Likely, you've waited too long to book this famous trip -- but it's been my experience that if you want a journey bad enough, and you whine, and bribe, and lie, and wheedle, and then just show up waving cash, they usually find space for you and your backpack.

Or for you and a pal, and both your backpacks.

The crammed snack bar car -- this is a heavy-drinking frontier train, affordable transportation for the people in these parts -- is possibly the most interesting cage of colorful people I've ever spent hours in.

You could semi-officialize something This Train has never had -- a living, travelling memorial to GG's 1967 trip, what it meant to him, and what it did to his creative life. By just chatting with passengers, or lending them flash drives of TIoN, f_minor could treat Glenn to another train ride to Churchill. Glenn made Hudson Bay his own just as much as Toronto.

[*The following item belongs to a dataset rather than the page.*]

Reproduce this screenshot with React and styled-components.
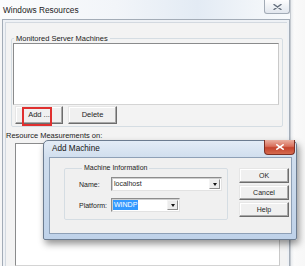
import React from 'react';
import styled, { createGlobalStyle } from 'styled-components';

const GlobalStyle = createGlobalStyle`
  html, body {
    margin: 0;
    padding: 0;
  }
  body {
    width: 305px;
    height: 266px;
    overflow: hidden;
    background: #f5f5f5;
    font-family: "Liberation Sans", Arial, sans-serif;
    color: #1f1f1f;
  }
  * {
    box-sizing: border-box;
  }
`;

const Screen = styled.div`
  position: relative;
  display: flex;
  width: 305px;
  height: 266px;
  overflow: hidden;
  background: #f6f6f6;
`;

const MainWindow = styled.div`
  display: flex;
  flex-direction: column;
  flex-shrink: 0;
  width: 290px;
  height: 100%;
`;

const TitleBar = styled.div`
  display: flex;
  align-items: flex-start;
  height: 19px;
  padding-left: 3px;
  background: linear-gradient(
    90deg,
    #fbfcfd 0%,
    #f2f5f9 40%,
    #e3ebf4 68%,
    #f1f5f9 88%,
    #f8fafc 100%
  );
`;

const Title = styled.span`
  margin-top: 5px;
  font-size: 8.3px;
  line-height: 10px;
  color: #1b1b1b;
`;

const CloseButton = styled.div`
  display: flex;
  align-items: center;
  justify-content: center;
  width: 26px;
  height: 14px;
  margin-left: auto;
  border: 1px solid #a2abb6;
  border-top: none;
  border-radius: 0 0 3px 3px;
  background: linear-gradient(180deg, #fdfdfe 0%, #eef1f5 50%, #e2e7ee 100%);
`;

const Frame = styled.div`
  display: flex;
  flex: 1;
  margin-left: 2px;
  padding: 2px 2px 0 2px;
  border: 1px solid #a3acb7;
  border-bottom: none;
  background: #eef1f5;
`;

const Client = styled.div`
  display: flex;
  flex-direction: column;
  flex: 1;
  padding: 11px 4px 0 5px;
  border-top: 1px solid #d3d9e0;
  border-left: 1px solid #d3d9e0;
  background: #f3f3f3;
`;

const GroupBox = styled.fieldset`
  margin: 0;
  min-width: 0;
  width: ${p => (p.w ? `${p.w}px` : 'auto')};
  padding: ${p => p.pad};
  border: 1px solid #d5dde3;
  border-radius: 2px;
`;

const GroupLegend = styled.legend`
  margin-left: ${p => p.offset}px;
  padding: 0 2px;
  font-size: ${p => p.size}px;
  line-height: ${p => p.lh}px;
  color: #222;
`;

const ListBox = styled.div`
  flex: ${p => (p.grow ? 1 : 'none')};
  height: ${p => (p.grow ? 'auto' : `${p.h}px`)};
  margin: ${p => p.m || 0};
  border: 1px solid;
  border-color: #8a8b8c #c9c9c9 #d4d4d4 #8a8b8c;
  background: #fff;
`;

const ButtonRow = styled.div`
  display: flex;
  gap: 5px;
  margin: 1px 0 0 2px;
`;

const PushButton = styled.div`
  position: relative;
  display: flex;
  align-items: center;
  justify-content: center;
  width: ${p => p.w}px;
  height: ${p => p.h}px;
  border: 1px solid;
  border-color: #e6e6e6 #6d6d6d #6d6d6d #e6e6e6;
  box-shadow: inset -1px -1px #a8a8a8, inset 1px 1px #ffffff;
  background: #f0f0f0;
  font-size: ${p => p.size}px;
  line-height: 1;
  color: #1f1f1f;
`;

/* red annotation frame drawn over the Add button */
const RedMark = styled.span`
  position: absolute;
  left: 6px;
  top: 0;
  width: 30px;
  height: 19px;
  border: 2px solid #e0302f;
  pointer-events: none;
`;

const SectionLabel = styled.div`
  margin: 4px 0 0 -5px;
  font-size: 7.5px;
  line-height: 9px;
  white-space: nowrap;
  color: #222;
`;

const RightStrip = styled.div`
  flex: 1;
  border-left: 1px solid #c4c9cf;
  background: linear-gradient(90deg, #e9ecef 0px, #fafafa 3px, #f7f7f7 100%);
`;

/* Add Machine dialog */

const Dialog = styled.div`
  position: absolute;
  left: 43px;
  top: 140px;
  display: flex;
  flex-direction: column;
  width: 254px;
  height: 100px;
  border: 1px solid #6c7c90;
  border-radius: 5px 5px 2px 2px;
  background: linear-gradient(180deg, #e3ecf6 0%, #cfdded 18%, #bfd2e9 100%);
  box-shadow: 2px 4px 7px rgba(0, 0, 0, 0.42);
`;

const DialogTitleBar = styled.div`
  display: flex;
  align-items: flex-start;
  height: 16px;
  padding-left: 8px;
`;

const DialogTitle = styled.span`
  margin-top: 3px;
  font-size: 8.2px;
  line-height: 10px;
  color: #151515;
`;

const DialogClose = styled.div`
  display: flex;
  align-items: center;
  justify-content: center;
  width: 31px;
  height: 15px;
  margin: -1px 1px 0 auto;
  border: 1px solid #7e3024;
  border-top: none;
  border-radius: 0 0 4px 4px;
  background: linear-gradient(
    180deg,
    #eab0a1 0%,
    #d9705c 45%,
    #c4442d 55%,
    #d56a4f 100%
  );
`;

const DialogClient = styled.div`
  display: flex;
  align-items: flex-start;
  flex: 1;
  margin: 0 4px 5px 5px;
  padding: 6px 0 0 14px;
  border: 1px solid #8ea0b6;
  background: #f0f0f0;
`;

const FieldGrid = styled.div`
  display: grid;
  grid-template-columns: 32px auto;
  row-gap: 7px;
  align-items: center;
`;

const FieldLabel = styled.span`
  font-size: 7px;
  line-height: 9px;
  color: #222;
`;

const Combo = styled.div`
  display: flex;
  align-items: center;
  justify-content: space-between;
  width: ${p => p.w}px;
  height: 14px;
  padding: 0 1px;
  border: 1px solid;
  border-color: #8d8d8d #e2e2e2 #e2e2e2 #8d8d8d;
  box-shadow: inset 1px 1px #cfcfcf;
  background: #fff;
`;

const ComboText = styled.span`
  padding: 0 1px;
  font-size: 7px;
  line-height: 10px;
  color: ${p => (p.selected ? '#fff' : '#1f1f1f')};
  background: ${p => (p.selected ? '#3399ff' : 'transparent')};
`;

const ArrowButton = styled.span`
  display: flex;
  align-items: center;
  justify-content: center;
  width: 11px;
  height: 10px;
  border: 1px solid;
  border-color: #f4f4f4 #8c8c8c #8c8c8c #f4f4f4;
  background: #ececec;

  &::after {
    content: '';
    border-left: 2.5px solid transparent;
    border-right: 2.5px solid transparent;
    border-top: 3px solid #111;
  }
`;

const ButtonColumn = styled.div`
  display: flex;
  flex-direction: column;
  gap: 2px;
  margin: 4px 0 0 11px;
`;

function XGlyph({ color, width = 9, height = 6, stroke = 1.4 }) {
  return (
    <svg width={width} height={height} viewBox="0 0 9 6">
      <path
        d="M1 0.5 L8 5.5 M8 0.5 L1 5.5"
        stroke={color}
        strokeWidth={stroke}
        strokeLinecap="round"
        fill="none"
      />
    </svg>
  );
}

export default function App() {
  return (
    <>
      <GlobalStyle />
      <Screen>
        <MainWindow>
          <TitleBar>
            <Title>Windows Resources</Title>
            <CloseButton>
              <XGlyph color="#66707e" />
            </CloseButton>
          </TitleBar>
          <Frame>
            <Client>
              <GroupBox pad="0 3px 2px 1px">
                <GroupLegend offset={1} size={7.5} lh={9}>
                  Monitored Server Machines
                </GroupLegend>
                <ListBox h={62} />
                <ButtonRow>
                  <PushButton w={48} h={18} size={7.5}>
                    Add ...
                    <RedMark />
                  </PushButton>
                  <PushButton w={49} h={18} size={7.5}>
                    Delete
                  </PushButton>
                </ButtonRow>
              </GroupBox>
              <SectionLabel>Resource Measurements on:</SectionLabel>
              <ListBox grow m="3px 3px 0 4px" />
            </Client>
          </Frame>
        </MainWindow>
        <RightStrip />

        <Dialog>
          <DialogTitleBar>
            <DialogTitle>Add Machine</DialogTitle>
            <DialogClose>
              <XGlyph color="#ffffff" width={8} height={6} stroke={1.8} />
            </DialogClose>
          </DialogTitleBar>
          <DialogClient>
            <GroupBox pad="5px 4px 7px 14px" w={164}>
              <GroupLegend offset={3} size={7} lh={8}>
                Machine Information
              </GroupLegend>
              <FieldGrid>
                <FieldLabel>Name:</FieldLabel>
                <Combo w={111}>
                  <ComboText>localhost</ComboText>
                  <ArrowButton />
                </Combo>
                <FieldLabel>Platform:</FieldLabel>
                <Combo w={69}>
                  <ComboText selected>WINDP</ComboText>
                  <ArrowButton />
                </Combo>
              </FieldGrid>
            </GroupBox>
            <ButtonColumn>
              <PushButton w={50} h={15} size={7}>
                OK
              </PushButton>
              <PushButton w={50} h={15} size={7}>
                Cancel
              </PushButton>
              <PushButton w={50} h={15} size={7}>
                Help
              </PushButton>
            </ButtonColumn>
          </DialogClient>
        </Dialog>
      </Screen>
    </>
  );
}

The buzz is that Churchill is the world's hottest, most active spot to view the Aurora. It sure looked astonishing to me. The Native-Canadians are mostly Inuit, some Swampy Cree, they have their own (missionary-introduced) alphabet, and if you are lucky they will share some of their experience with you. 

The food's very interesting, some of it stunningly delicious, and unobtainable in civilized regions. (Calling Churchill "civilized" would be a stretch.)

In my Amazing Adventure, there was no hint, no rumor, no whisper that the polar bear -- the largest and best hunter-carnivore on Earth, mostly it hunts seals on winter ice -- might be coming to the end of its mellennia as undisputed ruler of the circumpolar Arctic. The anomolous numbers of polar bear drownings hadn't yet been reported by US federal scientists. 

GG's earlier trip ditto -- everyone assumed the great and dangerous wild polar bear migration would be there for humans to marvel at forever.

So now, as you ponder a wildly irresponsible and impulsive adventure, there's an added urgency. We're looking at a future, some now think in our lifetimes, when there'll still be polar bears ... but only in the world's zoos. As the polar ice melts, the wild bears will drown trying to swim to the next ice cake.

If you are completely impulsive and irresponsible -- bring me back photos and souvenirs, send me a postcard!